Wenig überraschend ist, dass die Personen mit tieferen Einkommen von der Inflation härter getroffen werden als jene mit hohem Verdienst. Bei ihnen ist der Anteil, der für Fixkosten und Grundausgaben aufgewandt wird, sichtbar höher. Zudem schmälert die Inflation bei ihnen den möglichen Sparbetrag proportional stärker.
Tiefere Einkommen sparen noch weniger
Das lasse sich auch an den Einzahlungen in die 3. Säule ablesen. So habe die durchschnittliche Einzahlung über alle Einkommensklassen hinweg 2023 bei 5’500 Franken gelegen. Bei Haushalten mit einem Einkommen von 5’000 Franken und weniger pro Monat lag der Wert im Schnitt bei 3’484 Franken. Den Maximalbetrag von aktuell 7’056 Franken zahlten 52 Prozent der Befragten ein.
77 Prozent der Befragten gaben an, dass sie ihre Ausgaben im vergangenen Jahr reduziert haben, um die Teuerung abzufedern. Dabei macht die Umfrage klare Unterschiede aus. So würden beispielsweise Frauen ihre Ausgaben für Bekleidung und Schuhe stärker zurückschrauben als Männer. Personen unter 45 Jahren sparten häufiger bei den Nahrungsmitteln als die 45- bis 79-Jährigen. Und je älter die Befragten waren, desto häufiger verzichteten sie auf Restaurantbesuche und Hotelübernachtungen.
Vermögende schichten um
Bei den Konsequenzen, welche die Menschen auf der Anlageseite aus der aktuellen Inflations-Situation ziehen, öffnet sich erneut die Einkommensschere. Je vermögender eine Person ist, desto eher tendiere sie dazu, ihre Finanzen umzuorganisieren, heisst es weiter. Personen mit höherem Vermögen würden in Umfragen zum Finanzwissen tendenziell besser abschneiden. Bei Personen mit wenig Vermögen herrsche zudem teilweise der Glaube, dass für Geldanlagen viel Kapital nötig sei.

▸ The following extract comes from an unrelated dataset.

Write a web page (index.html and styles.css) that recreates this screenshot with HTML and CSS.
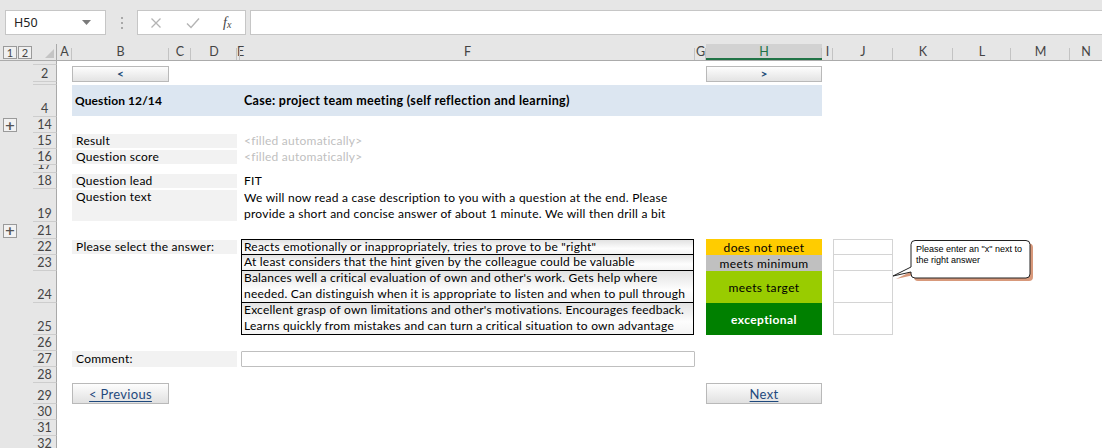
FILE: index.html
```html
<!DOCTYPE html>
<html>
<head>
<meta charset="utf-8">
<link rel="stylesheet" href="styles.css">
</head>
<body>
<div class="app">
  <div class="fbar">
    <div class="namebox">
      <span class="nb-text">H50</span>
      <svg class="nb-caret" width="9" height="5" viewBox="0 0 9 5"><path d="M0 0H9L4.5 5Z" fill="#7a7a7a"/></svg>
    </div>
    <div class="grip"><i></i><i></i><i></i></div>
    <div class="fxbox">
      <svg class="fx-icon" width="12" height="12" viewBox="0 0 12 12"><path d="M1.5 1.5L10.5 10.5M10.5 1.5L1.5 10.5" stroke="#b4b4b4" stroke-width="1.3" fill="none"/></svg>
      <svg class="fx-icon" width="14" height="12" viewBox="0 0 14 12"><path d="M1 6.5L5 10.5L13 1.5" stroke="#b4b4b4" stroke-width="1.4" fill="none"/></svg>
      <span class="fx">f<sub>x</sub></span>
    </div>
    <div class="finput"></div>
  </div>

  <div class="sheet">
    <div class="row hdr">
      <div class="ol hdr-ol"><span class="lvl">1</span><span class="lvl">2</span></div>
      <div class="corner"><svg width="9" height="9" viewBox="0 0 9 9"><path d="M9 0V9H0Z" fill="#c4c4c4"/></svg></div>
      <div class="ch">A</div>
      <div class="ch">B</div>
      <div class="ch">C</div>
      <div class="ch">D</div>
      <div class="ch ch-e">E</div>
      <div class="ch">F</div>
      <div class="ch">G</div>
      <div class="ch ch-sel">H</div>
      <div class="ch">I</div>
      <div class="ch">J</div>
      <div class="ch">K</div>
      <div class="ch">L</div>
      <div class="ch">M</div>
      <div class="ch ch-last">N</div>
    </div>

    <div class="row h4"><div class="ol"></div><div class="rh">1</div></div>

    <div class="row h17">
      <div class="ol"></div><div class="rh">2</div>
      <div class="gB navcell"><div class="navbtn">&lt;</div></div>
      <div class="gH navcell"><div class="navbtn">&gt;</div></div>
    </div>

    <div class="row h3"><div class="ol"></div><div class="rh rh-empty"></div></div>

    <div class="row h32">
      <div class="ol"></div><div class="rh">4</div>
      <div class="band"></div>
      <div class="gBD bandtxt bandtxt-q">Question 12/14</div>
      <div class="gF bandtxt">Case: project team meeting (self reflection and learning)</div>
    </div>

    <div class="row h16">
      <div class="ol"><span class="plus">+</span></div><div class="rh">14</div>
    </div>

    <div class="row h16">
      <div class="ol"></div><div class="rh">15</div>
      <div class="gBD lbl">Result</div>
      <div class="gF txt auto">&lt;filled automatically&gt;</div>
    </div>

    <div class="row h16">
      <div class="ol"></div><div class="rh">16</div>
      <div class="gBD lbl">Question score</div>
      <div class="gF txt auto">&lt;filled automatically&gt;</div>
    </div>

    <div class="row h8">
      <div class="ol"></div><div class="rh">17</div>
    </div>

    <div class="row h16">
      <div class="ol"></div><div class="rh">18</div>
      <div class="gBD lbl">Question lead</div>
      <div class="gF txt">FIT</div>
    </div>

    <div class="row h33">
      <div class="ol"></div><div class="rh">19</div>
      <div class="gBD lbl">Question text</div>
      <div class="gF txt">We will now read a case description to you with a question at the end. Please<br>provide a short and concise answer of about 1 minute. We will then drill a bit</div>
    </div>

    <div class="row h17">
      <div class="ol"><span class="plus">+</span></div><div class="rh">21</div>
    </div>

    <div class="row h16">
      <div class="ol"></div><div class="rh">22</div>
      <div class="gBD lbl">Please select the answer:</div>
      <div class="gF ans ans-first">Reacts emotionally or inappropriately, tries to prove to be "right"</div>
      <div class="gH rate r-no">does not meet</div>
      <div class="gJ xbox xbox-first"></div>
    </div>

    <div class="row h16">
      <div class="ol"></div><div class="rh">23</div>
      <div class="gF ans">At least considers that the hint given by the colleague could be valuable</div>
      <div class="gH rate r-min">meets minimum</div>
      <div class="gJ xbox"></div>
    </div>

    <div class="row h32">
      <div class="ol"></div><div class="rh">24</div>
      <div class="gF ans">Balances well a critical evaluation of own and other's work. Gets help where<br>needed. Can distinguish when it is appropriate to listen and when to pull through</div>
      <div class="gH rate r-tgt">meets target</div>
      <div class="gJ xbox"></div>
    </div>

    <div class="row h32">
      <div class="ol"></div><div class="rh">25</div>
      <div class="gF ans">Excellent grasp of own limitations and other's motivations. Encourages feedback.<br>Learns quickly from mistakes and can turn a critical situation to own advantage</div>
      <div class="gH rate r-exc">exceptional</div>
      <div class="gJ xbox"></div>
    </div>

    <div class="row h16"><div class="ol"></div><div class="rh">26</div></div>

    <div class="row h16">
      <div class="ol"></div><div class="rh">27</div>
      <div class="gBD lbl lbl-full">Comment:</div>
      <div class="gF comment"></div>
    </div>

    <div class="row h16"><div class="ol"></div><div class="rh">28</div></div>

    <div class="row h21">
      <div class="ol"></div><div class="rh">29</div>
      <div class="gB"><div class="bigbtn"><span>&lt; Previous</span></div></div>
      <div class="gH"><div class="bigbtn"><span>Next</span></div></div>
    </div>

    <div class="row h16"><div class="ol"></div><div class="rh">30</div></div>
    <div class="row h16"><div class="ol"></div><div class="rh">31</div></div>
    <div class="row h16"><div class="ol"></div><div class="rh">32</div></div>
  </div>

  <div class="callout">
    <svg class="callout-bg" width="145" height="46" viewBox="0 0 145 46">
      <path d="M23 1.5H134Q138 1.5 138 5.5V35Q138 39 134 39H23Q19 39 19 35V33L1 37L19 28V5.5Q19 1.5 23 1.5Z" fill="#d8997b" transform="translate(3 3)"/>
      <path d="M23 1.5H134Q138 1.5 138 5.5V35Q138 39 134 39H23Q19 39 19 35V33L1 37L19 28V5.5Q19 1.5 23 1.5Z" fill="#fff" stroke="#222" stroke-width="1"/>
    </svg>
    <div class="callout-text">Please enter an "x" next to<br>the right answer</div>
  </div>
</div>
</body>
</html>
```

FILE: styles.css
```css
* {
  box-sizing: border-box;
  margin: 0;
  padding: 0;
}

html, body {
  width: 1102px;
  height: 448px;
  overflow: hidden;
  background: #fff;
}

body {
  font-family: Lato, "Liberation Sans", sans-serif;
  font-size: 12px;
  color: #000;
}

.app {
  position: relative;
  width: 1102px;
  height: 448px;
  overflow: hidden;
}

/* formula bar */
.fbar {
  height: 44px;
  background: #e6e6e6;
  display: flex;
  align-items: flex-start;
  padding: 10px 0 0 5px;
}

.namebox {
  width: 101px;
  height: 25px;
  background: #fff;
  border: 1px solid #c6c6c6;
  display: flex;
  align-items: center;
  justify-content: space-between;
  padding: 0 14px 0 8px;
  font-family: "Noto Sans", "Open Sans", sans-serif;
  font-size: 12.5px;
  color: #222;
}

.grip {
  width: 31px;
  height: 25px;
  display: flex;
  flex-direction: column;
  align-items: center;
  justify-content: center;
  gap: 3px;
}

.grip i {
  display: block;
  width: 2px;
  height: 2px;
  background: #a8a8a8;
}

.fxbox {
  width: 109px;
  height: 25px;
  background: #fff;
  border: 1px solid #c6c6c6;
  display: flex;
  align-items: center;
  padding-left: 12px;
  gap: 24px;
}

.fx {
  font-family: "Liberation Serif", serif;
  font-style: italic;
  font-size: 14px;
  color: #444;
  margin-left: -1px;
}

.fx sub {
  font-size: 10px;
  vertical-align: -1px;
}

.finput {
  flex: 1;
  margin-left: 4px;
  height: 25px;
  background: #fff;
  border: 1px solid #c6c6c6;
  border-right: none;
}

/* sheet grid */
.row {
  display: grid;
  grid-template-columns: 33px 24px 15px 97px 22px 46px 3px 455px 11px 116px 11px 60px 60px 58px 59px 1fr;
  grid-template-rows: minmax(0, 1fr);
  overflow: hidden;
}

.row > * {
  grid-row: 1;
  min-width: 0;
  min-height: 0;
}

.h3 { height: 3px; }
.h4 { height: 4px; }
.h8 { height: 8px; }
.h16 { height: 16px; }
.h17 { height: 17px; }
.h21 { height: 21px; }
.h32 { height: 32px; }
.h33 { height: 33px; }

.ol {
  grid-column: 1;
  background: #e6e6e6;
  display: flex;
  align-items: center;
  padding-left: 3px;
}

.rh {
  grid-column: 2;
  background: #e6e6e6;
  border-right: 1px solid #a9a9a9;
  border-bottom: 1px solid #cdcdcd;
  display: flex;
  align-items: flex-end;
  justify-content: center;
  line-height: 15px;
  font-size: 12.5px;
  color: #444;
  overflow: hidden;
}

.plus {
  width: 14px;
  height: 14px;
  border: 1px solid #9a9a9a;
  background: #f2f2f2;
  display: flex;
  align-items: center;
  justify-content: center;
  font-family: "DejaVu Sans", sans-serif;
  font-size: 13px;
  font-weight: bold;
  line-height: 1;
  color: #555;
}

/* column headers */
.hdr {
  height: 17px;
  background: #e6e6e6;
  border-bottom: 1px solid #ababab;
}

.hdr-ol {
  gap: 1px;
  padding-left: 3px;
}

.lvl {
  width: 14px;
  height: 13px;
  border: 1px solid #9a9a9a;
  background: #f0f0f0;
  font-size: 11px;
  line-height: 11px;
  text-align: center;
  color: #444;
}

.corner {
  grid-column: 2;
  display: flex;
  align-items: flex-end;
  justify-content: flex-end;
  padding: 0 2px 2px 0;
  border-right: 1px solid #a9a9a9;
}

.ch {
  position: relative;
  text-align: center;
  font-size: 12.5px;
  line-height: 16px;
  color: #444;
  white-space: nowrap;
}

.ch::after {
  content: "";
  position: absolute;
  right: 0;
  top: 4px;
  bottom: 0;
  width: 1px;
  background: #c3c3c3;
}

.ch-e {
  text-align: left;
  text-indent: 0;
  overflow: visible;
}

.ch-sel {
  background: #d2d2d2;
  color: #217346;
  border-bottom: 2px solid #217346;
}

.ch-last::after {
  display: none;
}

/* column placement */
.gB { grid-column: 4; }
.gBD { grid-column: 4 / 7; }
.gF { grid-column: 8; }
.gH { grid-column: 10; }
.gJ { grid-column: 12; }

/* nav buttons */
.navcell {
  padding-top: 1px;
}

.navbtn {
  height: 16px;
  border: 1px solid #b9b9b9;
  background: linear-gradient(#fdfdfd, #e3e3e3);
  color: #1f4e79;
  font-size: 12px;
  font-weight: bold;
  text-align: center;
  line-height: 14px;
}

/* band */
.band {
  grid-column: 4 / 11;
  background: #dce6f1;
  margin-bottom: 1px;
}

.bandtxt {
  font-weight: bold;
  font-size: 12.5px;
  letter-spacing: 0.3px;
  display: flex;
  align-items: center;
  padding-left: 3px;
  padding-bottom: 1px;
  white-space: nowrap;
}

.bandtxt-q {
  font-size: 12px;
  letter-spacing: 0.1px;
}

.gF.bandtxt {
  padding-left: 4px;
}

/* labels and text */
.lbl {
  background: #f2f2f2;
  padding-left: 4px;
  margin: 1px 0;
  line-height: 14px;
  letter-spacing: 0.25px;
  display: flex;
  align-items: flex-start;
  white-space: nowrap;
}

.lbl-full {
  margin: 0;
  line-height: 16px;
}

.txt {
  padding-left: 4px;
  line-height: 16px;
  letter-spacing: 0.25px;
  display: flex;
  align-items: flex-end;
  white-space: nowrap;
}

.auto {
  color: #bfbfbf;
}

/* answer table */
.ans {
  margin-left: 1px;
  width: 453px;
  border-left: 1px solid #000;
  border-right: 1px solid #000;
  border-bottom: 1px solid #000;
  background: linear-gradient(#e2e2e2, #fdfdfd 60%, #f4f4f4);
  padding-left: 2px;
  line-height: 16px;
  letter-spacing: 0.22px;
  display: flex;
  align-items: flex-end;
  white-space: nowrap;
}

.ans-first {
  border-top: 1px solid #000;
  line-height: 15px;
}

.rate {
  display: flex;
  align-items: center;
  justify-content: center;
  font-size: 12px;
  letter-spacing: 0.4px;
  white-space: nowrap;
}

.r-no { background: #ffcc00; }
.r-min { background: #c0c0c0; }
.r-tgt { background: #99cc00; }
.r-exc { background: #008000; color: #fff; font-weight: bold; }

.xbox {
  border-left: 1px solid #d4d4d4;
  border-right: 1px solid #d4d4d4;
  border-bottom: 1px solid #d4d4d4;
}

.xbox-first {
  border-top: 1px solid #d4d4d4;
}

/* comment */
.comment {
  margin-left: 1px;
  border: 1px solid #bfbfbf;
  border-radius: 1px;
  background: #fff;
}

/* big buttons */
.bigbtn {
  height: 21px;
  border: 1px solid #b9b9b9;
  background: linear-gradient(#fdfdfd, #e1e1e1);
  display: flex;
  align-items: center;
  justify-content: center;
  color: #1f497d;
  font-size: 13px;
  letter-spacing: 0.3px;
}

.bigbtn span {
  text-decoration: underline;
  text-underline-offset: 2px;
}

/* callout */
.callout {
  position: absolute;
  left: 892px;
  top: 239px;
  width: 145px;
  height: 46px;
}

.callout-bg {
  position: absolute;
  left: 0;
  top: 0;
}

.callout-text {
  position: absolute;
  left: 24px;
  top: 5px;
  font-family: "Liberation Sans", sans-serif;
  font-size: 9px;
  line-height: 11px;
  color: #000;
  white-space: nowrap;
}
```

Insgesamt planen 41 Prozent der Befragten keine Änderungen aufgrund der Teuerung. 24 Prozent wollen Geld in Aktien oder Fonds anlegen, und 17 Prozent wollen Geld vom Giro- auf Sparkonten transferieren. Immobilienkäufe (7 Prozent) oder der Erwerb von Gold oder anderen Werten (je 3 Prozent) spielen keine grosse Rolle.
Die Umfrage wurde den Angaben zufolge vom 22. Januar bis zum 1. Februar 2024 durchgeführt, wobei die Autoren 1’015 Personen im Alter von 18 bis 79 Jahren befragen.